- Given task:
Give the total number of lines with the word "styles" in them, and no other words.

-- BEGIN Data shown --

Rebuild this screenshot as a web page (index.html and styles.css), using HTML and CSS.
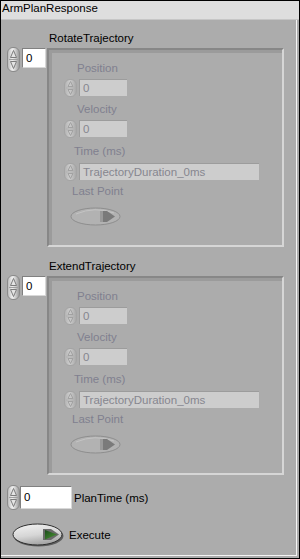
FILE: index.html
```html
<!DOCTYPE html>
<html lang="en">
<head>
    <meta charset="UTF-8">
    <meta name="viewport" content="width=device-width, initial-scale=1.0">
    <title>ArmPlanResponse</title>
    <link rel="stylesheet" href="styles.css">
</head>
<body>
    <div class="window">
        <div class="titlebar">ArmPlanResponse</div>
        <div class="panel">
            <div class="panel-body">

                <!-- RotateTrajectory -->
                <div class="traj">
                    <div class="num">
                        <div class="spin">
                            <svg width="11" height="23" viewBox="0 0 11 23">
                                <path d="M5.5 2.5 L8.5 9.5 H2.5 Z" fill="#e4e4e4" stroke="#7c7c7c"/>
                                <path d="M1 11.5 H10" stroke="#a0a0a0"/>
                                <path d="M5.5 20.5 L8.5 13.5 H2.5 Z" fill="#e4e4e4" stroke="#7c7c7c"/>
                            </svg>
                        </div>
                        <div class="num-box">0</div>
                    </div>
                    <div class="traj-group">
                        <div class="traj-label">RotateTrajectory</div>
                        <div class="traj-frame">
                            <div class="fld-label fld-pos">Position</div>
                            <div class="fld-ctl">
                                <div class="spin spin-sm">
                                    <svg width="11" height="16" viewBox="0 0 11 16">
                                        <path d="M5.5 1.5 L8 6.5 H3 Z" fill="none" stroke="#a2a2a2"/>
                                        <path d="M1 8 H10" stroke="#b0b0b0"/>
                                        <path d="M5.5 14.5 L8 9.5 H3 Z" fill="none" stroke="#a2a2a2"/>
                                    </svg>
                                </div>
                                <div class="off-box">0</div>
                            </div>
                            <div class="fld-label fld-vel">Velocity</div>
                            <div class="fld-ctl">
                                <div class="spin spin-sm">
                                    <svg width="11" height="16" viewBox="0 0 11 16">
                                        <path d="M5.5 1.5 L8 6.5 H3 Z" fill="none" stroke="#a2a2a2"/>
                                        <path d="M1 8 H10" stroke="#b0b0b0"/>
                                        <path d="M5.5 14.5 L8 9.5 H3 Z" fill="none" stroke="#a2a2a2"/>
                                    </svg>
                                </div>
                                <div class="off-box">0</div>
                            </div>
                            <div class="fld-label fld-time">Time (ms)</div>
                            <div class="fld-ctl fld-ctl-time">
                                <div class="spin spin-sm">
                                    <svg width="11" height="16" viewBox="0 0 11 16">
                                        <path d="M5.5 1.5 L8 6.5 H3 Z" fill="none" stroke="#a2a2a2"/>
                                        <path d="M1 8 H10" stroke="#b0b0b0"/>
                                        <path d="M5.5 14.5 L8 9.5 H3 Z" fill="none" stroke="#a2a2a2"/>
                                    </svg>
                                </div>
                                <div class="off-box off-box-wide">TrajectoryDuration_0ms</div>
                            </div>
                            <div class="fld-label fld-last">Last Point</div>
                            <div class="led-off">
                                <svg width="51" height="19" viewBox="0 0 51 19">
                                    <ellipse cx="25.5" cy="9.5" rx="24.5" ry="8.5" fill="#b2b2b2" stroke="#8e8e8e"/>
                                    <path d="M6 7 Q25 -1 44 6" fill="none" stroke="#c4c4c4"/>
                                    <path d="M30 4 H37 L45 9.5 L37 15 H30 Z" fill="#7a7a7a"/>
                                    <path d="M30 4 H33 V15 H30 Z" fill="#9a9a9a"/>
                                </svg>
                            </div>
                        </div>
                    </div>
                </div>

                <!-- ExtendTrajectory -->
                <div class="traj">
                    <div class="num">
                        <div class="spin">
                            <svg width="11" height="23" viewBox="0 0 11 23">
                                <path d="M5.5 2.5 L8.5 9.5 H2.5 Z" fill="#e4e4e4" stroke="#7c7c7c"/>
                                <path d="M1 11.5 H10" stroke="#a0a0a0"/>
                                <path d="M5.5 20.5 L8.5 13.5 H2.5 Z" fill="#e4e4e4" stroke="#7c7c7c"/>
                            </svg>
                        </div>
                        <div class="num-box">0</div>
                    </div>
                    <div class="traj-group">
                        <div class="traj-label">ExtendTrajectory</div>
                        <div class="traj-frame">
                            <div class="fld-label fld-pos">Position</div>
                            <div class="fld-ctl">
                                <div class="spin spin-sm">
                                    <svg width="11" height="16" viewBox="0 0 11 16">
                                        <path d="M5.5 1.5 L8 6.5 H3 Z" fill="none" stroke="#a2a2a2"/>
                                        <path d="M1 8 H10" stroke="#b0b0b0"/>
                                        <path d="M5.5 14.5 L8 9.5 H3 Z" fill="none" stroke="#a2a2a2"/>
                                    </svg>
                                </div>
                                <div class="off-box">0</div>
                            </div>
                            <div class="fld-label fld-vel">Velocity</div>
                            <div class="fld-ctl">
                                <div class="spin spin-sm">
                                    <svg width="11" height="16" viewBox="0 0 11 16">
                                        <path d="M5.5 1.5 L8 6.5 H3 Z" fill="none" stroke="#a2a2a2"/>
                                        <path d="M1 8 H10" stroke="#b0b0b0"/>
                                        <path d="M5.5 14.5 L8 9.5 H3 Z" fill="none" stroke="#a2a2a2"/>
                                    </svg>
                                </div>
                                <div class="off-box">0</div>
                            </div>
                            <div class="fld-label fld-time">Time (ms)</div>
                            <div class="fld-ctl fld-ctl-time">
                                <div class="spin spin-sm">
                                    <svg width="11" height="16" viewBox="0 0 11 16">
                                        <path d="M5.5 1.5 L8 6.5 H3 Z" fill="none" stroke="#a2a2a2"/>
                                        <path d="M1 8 H10" stroke="#b0b0b0"/>
                                        <path d="M5.5 14.5 L8 9.5 H3 Z" fill="none" stroke="#a2a2a2"/>
                                    </svg>
                                </div>
                                <div class="off-box off-box-wide">TrajectoryDuration_0ms</div>
                            </div>
                            <div class="fld-label fld-last">Last Point</div>
                            <div class="led-off">
                                <svg width="51" height="19" viewBox="0 0 51 19">
                                    <ellipse cx="25.5" cy="9.5" rx="24.5" ry="8.5" fill="#b2b2b2" stroke="#8e8e8e"/>
                                    <path d="M6 7 Q25 -1 44 6" fill="none" stroke="#c4c4c4"/>
                                    <path d="M30 4 H37 L45 9.5 L37 15 H30 Z" fill="#7a7a7a"/>
                                    <path d="M30 4 H33 V15 H30 Z" fill="#9a9a9a"/>
                                </svg>
                            </div>
                        </div>
                    </div>
                </div>

                <!-- PlanTime -->
                <div class="plan-row">
                    <div class="spin">
                        <svg width="11" height="23" viewBox="0 0 11 23">
                            <path d="M5.5 2.5 L8.5 9.5 H2.5 Z" fill="#e4e4e4" stroke="#7c7c7c"/>
                            <path d="M1 11.5 H10" stroke="#a0a0a0"/>
                            <path d="M5.5 20.5 L8.5 13.5 H2.5 Z" fill="#e4e4e4" stroke="#7c7c7c"/>
                        </svg>
                    </div>
                    <div class="num-box plan-box">0</div>
                    <div class="plan-label">PlanTime (ms)</div>
                </div>

                <!-- Execute -->
                <div class="exec-row">
                    <div class="led-on">
                        <svg width="52" height="24" viewBox="0 0 52 24">
                            <defs>
                                <linearGradient id="ledFace" x1="0" y1="0" x2="0.3" y2="1">
                                    <stop offset="0" stop-color="#f4f4f4"/>
                                    <stop offset="0.6" stop-color="#d6d6d6"/>
                                    <stop offset="1" stop-color="#a8a8a8"/>
                                </linearGradient>
                                <linearGradient id="ledGreen" x1="0" y1="0" x2="1" y2="1">
                                    <stop offset="0" stop-color="#1b4a1b"/>
                                    <stop offset="1" stop-color="#4e9a36"/>
                                </linearGradient>
                            </defs>
                            <ellipse cx="26.5" cy="13" rx="25" ry="10.5" fill="#5e5e5e"/>
                            <ellipse cx="25.5" cy="11.5" rx="24.5" ry="10.5" fill="url(#ledFace)" stroke="#2e2e2e"/>
                            <path d="M31 6 H39 L47 11.5 L39 17 H31 Z" fill="#6a6a6a"/>
                            <path d="M33 7 L45 11.5 L33 16.5 Z" fill="url(#ledGreen)"/>
                        </svg>
                    </div>
                    <div class="exec-label">Execute</div>
                </div>

            </div>
        </div>
    </div>
</body>
</html>
```

FILE: styles.css
```css
* {
    box-sizing: border-box;
}

body {
    margin: 0;
    font-family: "Liberation Sans", Arial, sans-serif;
    font-size: 11.5px;
    color: #000;
}

.window {
    width: 300px;
    height: 559px;
    border: 1px solid #000;
    display: flex;
    flex-direction: column;
    background: #acacac;
}

.titlebar {
    height: 19px;
    line-height: 15px;
    padding-left: 1px;
    background: #dedede;
    border-bottom: 1px solid #c6c6c6;
}

.panel {
    flex: 1;
    display: flex;
    padding: 0 2px 2px 0;
}

.panel-body {
    flex: 1;
    border-right: 1px solid #f4f4f4;
    border-bottom: 1px solid #f4f4f4;
    padding: 11px 0 0 6px;
}

/* trajectory clusters */
.traj {
    display: flex;
    align-items: flex-start;
}

.traj + .traj {
    margin-top: 12px;
}

.num {
    display: flex;
    align-items: flex-start;
    margin-top: 16px;
}

.spin {
    width: 13px;
    height: 25px;
    border: 1px solid #8a8a8a;
    border-radius: 6px;
    background: linear-gradient(90deg, #bdbdbd 0%, #efefef 38%, #d2d2d2 65%, #9c9c9c 100%);
}

.spin svg {
    display: block;
}

.spin-sm {
    height: 18px;
    border-color: #a4a4a4;
    background: linear-gradient(90deg, #b4b4b4 0%, #cbcbcb 40%, #bdbdbd 70%, #a8a8a8 100%);
}

.num-box {
    margin: 1px 0 0 2px;
    width: 24px;
    height: 20px;
    line-height: 18px;
    padding-left: 3px;
    background: #fff;
    border: 1px solid;
    border-color: #808080 #d8d8d8 #d8d8d8 #808080;
}

.traj-group {
    margin-left: 1px;
}

.traj-label {
    height: 14px;
    line-height: 14px;
    padding-left: 2px;
    margin-bottom: 3px;
}

.traj-frame {
    width: 237px;
    height: 199px;
    border: 2px solid;
    border-color: #878787 #d6d6d6 #d6d6d6 #878787;
    box-shadow: inset 3px 3px 0 #9b9b9b;
    padding-top: 11px;
}

/* disabled fields inside the clusters */
.fld-label {
    height: 14px;
    line-height: 14px;
    color: #80808f;
}

.fld-pos { margin-left: 28px; }
.fld-vel { margin: 5px 0 0 28px; }
.fld-time { margin: 6px 0 0 25px; }
.fld-last { margin: 3px 0 0 23px; }

.fld-ctl {
    display: flex;
    margin: 4px 0 0 15px;
}

.fld-ctl-time {
    margin-top: 5px;
}

.off-box {
    margin-left: 2px;
    width: 48px;
    height: 17px;
    line-height: 16px;
    padding-left: 3px;
    background: #cdcdcd;
    border-top: 1px solid #9c9c9c;
    border-left: 1px solid #9c9c9c;
    color: #86868f;
    white-space: nowrap;
}

.off-box-wide {
    width: 180px;
}

.led-off {
    margin: 9px 0 0 21px;
    height: 19px;
}

.led-off svg,
.led-on svg {
    display: block;
}

/* bottom controls */
.plan-row {
    display: flex;
    align-items: flex-start;
    margin-top: 10px;
}

.plan-box {
    margin: 1px 0 0 0;
    width: 52px;
    height: 23px;
    line-height: 21px;
}

.plan-label {
    margin: 6px 0 0 2px;
    line-height: 14px;
}

.exec-row {
    display: flex;
    align-items: flex-start;
    margin: 13px 0 0 5px;
}

.exec-label {
    margin: 5px 0 0 5px;
    line-height: 14px;
}
```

-- END Data shown --

- Written response:
3